Il rappelle que la Monnaie « condamne fermement l’agression dévastatrice et le génocide perpétrés par le régime russe contre la nation ukrainienne, et exprime sa solidarité avec les populations qui subissent les terribles conséquences de cette guerre vaine. Il est de notre responsabilité de citoyens d’œuvrer de toutes nos forces à un avenir pacifique, fondé sur les valeurs humanistes au cœur des communautés européennes ».
Pour Peter De Caluwe, « lire de la littérature russe ou écouter de la musique russe n’équivaut pas à faire de la propagande pour le régime russe ». « Sous le régime du tsar Alexandre III, un compositeur comme Tchaïkovski a résisté avec véhémence aux exigences de son époque, selon lesquelles les artistes devaient écrire une musique ‘authentiquement russe’ et se détourner de la culture occidentale », ajoute-t-il.
Interrogé par le quotidien De Standaard, il admet toutefois que le poète et romancier Alexandre Pouchkine (1799-1837) s’est exprimé de manière négative sur l’Ukraine. « Mais cela ne signifie pas qu’il faille le supprimer, pas plus qu’il ne faut supprimer Tchaïkovski et Chostakovitch. Vous ne pouvez pas les rendre responsables de la guerre en Ukraine ou les soupçonner de sympathiser avec Poutine. C’est le régime russe lui-même qui sape sa propre culture », estime-t-il.
« Peut-il y avoir une Dame de Pique après Bucha ou Marioupol? »
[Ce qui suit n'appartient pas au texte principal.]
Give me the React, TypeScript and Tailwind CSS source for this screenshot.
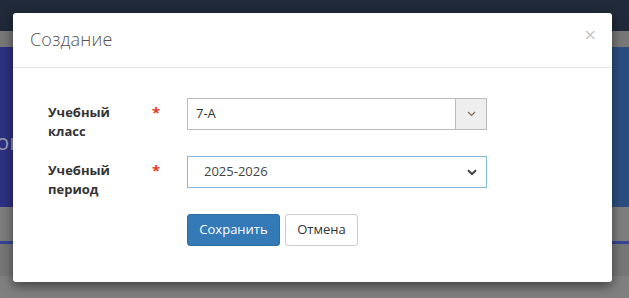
import React from 'react';

const font = { fontFamily: '"Open Sans", "Noto Sans", sans-serif' };

export default function App() {
    return (
        <div className="relative w-[629px] h-[298px] overflow-hidden" style={font}>
            {/* Page behind the backdrop */}
            <div className="flex flex-col h-full">
                <div className="h-[31px] bg-[#212a3a]" />
                <div className="h-[16px] bg-[#787878]" />
                <div className="h-[160px] bg-gradient-to-r from-[#2e3180] via-[#2b3f82] to-[#2a4f7f] flex items-center">
                    <span className="text-[22px] text-[#9aa0b8] -ml-[4px] mt-[28px]">ои</span>
                </div>
                <div className="h-[34px] bg-[#7e7e7e]" />
                <div className="h-[3px] bg-[#36459a]" />
                <div className="h-[32px] bg-[#777777]" />
                <div className="flex-1 bg-[#808080]" />
            </div>

            {/* Modal */}
            <div className="absolute left-[13px] top-[13px] w-[599px] h-[269px] bg-white rounded-[3px] shadow-[0_4px_12px_rgba(0,0,0,0.5)] flex flex-col">
                <div className="h-[55px] border-b border-[#e5e5e5] flex items-center justify-between pl-[17px] pr-[16px]">
                    <h4 className="text-[18px] font-light text-[#555] tracking-[0.2px] -mt-[2px]">Создание</h4>
                    <span className="text-[20px] leading-none text-[#c4c4c4] -mt-[10px]">×</span>
                </div>

                <div className="pt-[30px] pl-[35px] flex flex-col">
                    <div className="flex items-start">
                        <div className="w-[104px] pt-[5px] text-[13px] leading-[19px] font-bold text-[#333]">
                            Учебный<br />класс
                        </div>
                        <div className="w-[35px] pt-[5px] text-[#e4382a] text-[15px] font-bold leading-[19px]">*</div>
                        <div className="w-[300px] h-[32px] border border-[#bbbbbb] flex">
                            <div className="flex-1 flex items-center pl-[8px] text-[13px] text-[#333]">7-А</div>
                            <div className="w-[31px] border-l border-[#bbbbbb] bg-[#eeeeee] flex items-center justify-center">
                                <svg width="9" height="6" viewBox="0 0 9 6">
                                    <path d="M1 1l3.5 3.5L8 1" fill="none" stroke="#7a6a55" strokeWidth="1.2" />
                                </svg>
                            </div>
                        </div>
                    </div>

                    <div className="flex items-start mt-[15px]">
                        <div className="w-[104px] pt-[5px] text-[13px] leading-[19px] font-bold text-[#333]">
                            Учебный<br />период
                        </div>
                        <div className="w-[35px] pt-[5px] text-[#e4382a] text-[15px] font-bold leading-[19px]">*</div>
                        <div className="w-[300px] h-[32px] border border-[#86b7dd] flex items-center justify-between pl-[16px] pr-[9px]">
                            <span className="text-[13px] text-[#444]">2025-2026</span>
                            <svg width="10" height="7" viewBox="0 0 10 7">
                                <path d="M1 1.2l4 3.8 4-3.8" fill="none" stroke="#444" strokeWidth="2" />
                            </svg>
                        </div>
                    </div>

                    <div className="flex gap-[5px] mt-[15px] ml-[139px]">
                        <button className="h-[32px] w-[93px] bg-[#337ab7] border border-[#2e6da4] rounded-[3px] text-white text-[13px]">
                            Сохранить
                        </button>
                        <button className="h-[32px] w-[73px] bg-white border border-[#cccccc] rounded-[3px] text-[#333] text-[13px]">
                            Отмена
                        </button>
                    </div>
                </div>
            </div>
        </div>
    );
}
La programmation suscite l’indignation de l’ASBL Promote Ukraine, qui s’interroge : « Peut-il y avoir une Dame de Pique après Bucha ou Marioupol? » L’association estime que l’affirmation de la Monnaie Nous sommes ici pour faire de l’art, pas la guerre est insuffisante. « Face au génocide – génocide publiquement annoncé et planifié – nous vous invitons à réfléchir à cette réalité à la fois intellectuellement et moralement – en connaissant parfaitement vos responsabilités envers le public, les différentes parties prenantes, les employés – mais en posant les questions ‘Comment mes activités renforcent-elles le message des agresseurs impérialistes? Comment traitons-nous les victimes de ces agressions? Comment donner la parole aux opprimés? Une noble cause pour une institution dont l’histoire est plus longue que celle de l’État belge et qui défend la liberté et l’autodétermination’ », écrit l’ASBL.
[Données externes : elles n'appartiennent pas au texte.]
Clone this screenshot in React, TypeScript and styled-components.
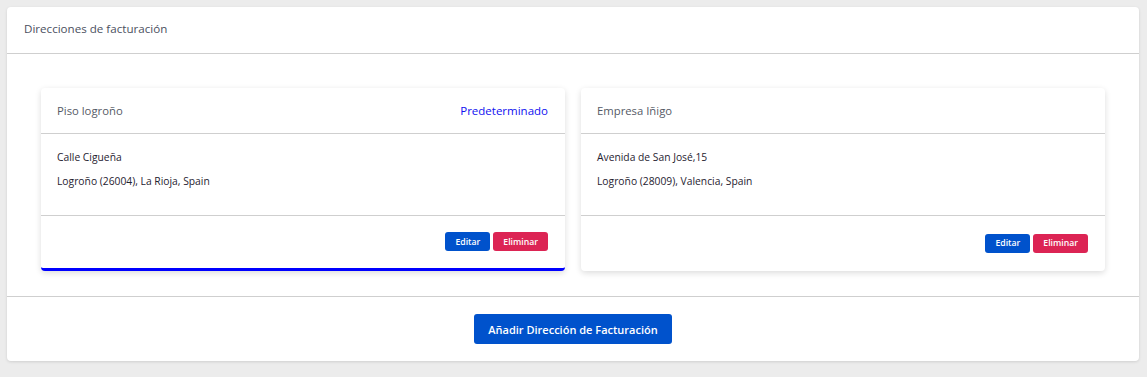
import React from "react";
import styled, { createGlobalStyle } from "styled-components";

const Global = createGlobalStyle`
  html, body { margin: 0; padding: 0; background: #ececec; }
  body { font-family: "Open Sans", "Noto Sans", sans-serif; color: #212529; }
  * { box-sizing: border-box; }
`;

const Page = styled.div`
  padding: 7px 8px 16px 7px;
`;

const Panel = styled.section`
  background: #fff;
  border-radius: 4px;
  box-shadow: 0 1px 3px rgba(0,0,0,0.12);
`;

const PanelHeader = styled.header`
  height: 47px;
  display: flex;
  align-items: center;
  padding: 0 17px 3px;
  border-bottom: 1px solid #cfcfcf;
  font-size: 11.6px;
  color: #4b5060;
`;

const PanelBody = styled.div`
  display: flex;
  gap: 16px;
  padding: 34px 34px 25px;
  border-bottom: 1px solid #cfcfcf;
`;

const Card = styled.article<{ $default?: boolean }>`
  flex: 1;
  display: flex;
  flex-direction: column;
  background: #fff;
  border-radius: 4px;
  box-shadow: 0 2px 6px rgba(0,0,0,0.14);
  border-bottom: ${(p) => (p.$default ? "3px solid #0000ff" : "0")};
`;

const CardHeader = styled.div`
  height: 46px;
  display: flex;
  align-items: center;
  justify-content: space-between;
  padding: 0 17px 1px 16px;
  border-bottom: 1px solid #cfcfcf;
`;

const CardTitle = styled.span`
  font-size: 11.3px;
  color: #555a66;
`;

const DefaultTag = styled.span`
  font-size: 11.5px;
  font-weight: 500;
  color: #1010f0;
`;

const CardBody = styled.div`
  display: grid;
  grid-auto-rows: 24px;
  align-items: center;
  padding: 11px 16px 22px;
  border-bottom: 1px solid #cfcfcf;
  font-size: 10.3px;
  color: #1f2230;
`;

const CardFooter = styled.div`
  flex: 1;
  display: flex;
  align-items: center;
  justify-content: flex-end;
  gap: 3px;
  padding: 16px 17px 17px 16px;
`;

const SmallButton = styled.button<{ $tone: "primary" | "danger" }>`
  height: 19px;
  padding: 0 10px;
  border: 0;
  border-radius: 3px;
  font-family: inherit;
  font-size: 8.7px;
  font-weight: 600;
  color: #fff;
  background: ${(p) => (p.$tone === "primary" ? "#0052cc" : "#dc2454")};
`;

const PanelFooter = styled.footer`
  display: flex;
  justify-content: center;
  padding: 17px;
`;

const AddButton = styled.button`
  height: 30px;
  padding: 0 14px;
  border: 0;
  border-radius: 3px;
  background: #0052cc;
  color: #fff;
  font-family: inherit;
  font-size: 11px;
  font-weight: 600;
`;

type Address = {
  name: string;
  street: string;
  city: string;
  isDefault?: boolean;
};

const addresses: Address[] = [
  { name: "Piso logroño", street: "Calle Cigueña", city: "Logroño (26004), La Rioja, Spain", isDefault: true },
  { name: "Empresa Iñigo", street: "Avenida de San José,15", city: "Logroño (28009), Valencia, Spain" },
];

export default function App() {
  return (
    <>
      <Global />
      <Page>
        <Panel>
          <PanelHeader>Direcciones de facturación</PanelHeader>
          <PanelBody>
            {addresses.map((a) => (
              <Card key={a.name} $default={a.isDefault}>
                <CardHeader>
                  <CardTitle>{a.name}</CardTitle>
                  {a.isDefault && <DefaultTag>Predeterminado</DefaultTag>}
                </CardHeader>
                <CardBody>
                  <span>{a.street}</span>
                  <span>{a.city}</span>
                </CardBody>
                <CardFooter>
                  <SmallButton $tone="primary">Editar</SmallButton>
                  <SmallButton $tone="danger">Eliminar</SmallButton>
                </CardFooter>
              </Card>
            ))}
          </PanelBody>
          <PanelFooter>
            <AddButton>Añadir Dirección de Facturación</AddButton>
          </PanelFooter>
        </Panel>
      </Page>
    </>
  );
}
Face à ces critiques, la Monnaie a décidé de témoigner sa solidarité envers les victimes de la guerre. Elle a ainsi décidé de placarder une immense photo de Marioupol, une ville portuaire ukrainienne détruite par les Russes, sur sa façade, illuminée chaque nuit des couleurs du drapeau ukrainien. Elle a également programmé deux concerts en hommage à l’Ukraine: le Concerto pour piano n°2 du compositeur ukrainien Sergueï Bortkiewicz et la Troisième symphonie en si mineur « Ilya Mouromets » du compositeur russe d’origine germano-polonaise Reinhold Glière (1875-1956), né à Kiev.
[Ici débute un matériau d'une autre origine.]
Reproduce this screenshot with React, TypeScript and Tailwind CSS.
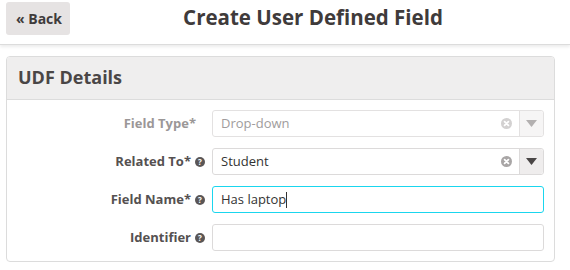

« Plus aucune musique russe »
Si la Monnaie a décidé de maintenir les opéras russes, l’école de musique Tchaïkovski, située à Bruxelles, a changé de nom. Elle a été rebaptisée Brussels International Music Academy. « Depuis le 11 août 2022, mon école ne porte plus officiellement le nom de Tchaïkovski. Malgré les difficultés que j’ai rencontrées pour changer le nom de l’école, un nom connu de tous à Bruxelles et ses environs, avec des conséquences colossales en termes de matériel, j’ai pris une décision il y a plusieurs mois et maintenant j’ouvre une nouvelle année scolaire dans une école portant le nom Brussels International Music Academy. Désormais, aucune musique russe ne sera plus jouée dans mon Brussels International Music Academy », explique Natalia Chepurenko, Belgo-Ukrainienne et fondatrice de l’école, sur sa page Facebook.
Interrogée par notre confrère de Knack, l’historienne ukrainienne Olena Betlij ne comprend pas non plus « l’obsession » de l’Occident pour la culture russe. « L’Occident est totalement obsédé par la culture russe. Qu’il s’agisse de ballet, de littérature ou de musique: si l’œuvre est réalisée par un Russe, l’Occident tombe en quasi en pâmoison. Personne ne voit quel message ces œuvres véhiculent ».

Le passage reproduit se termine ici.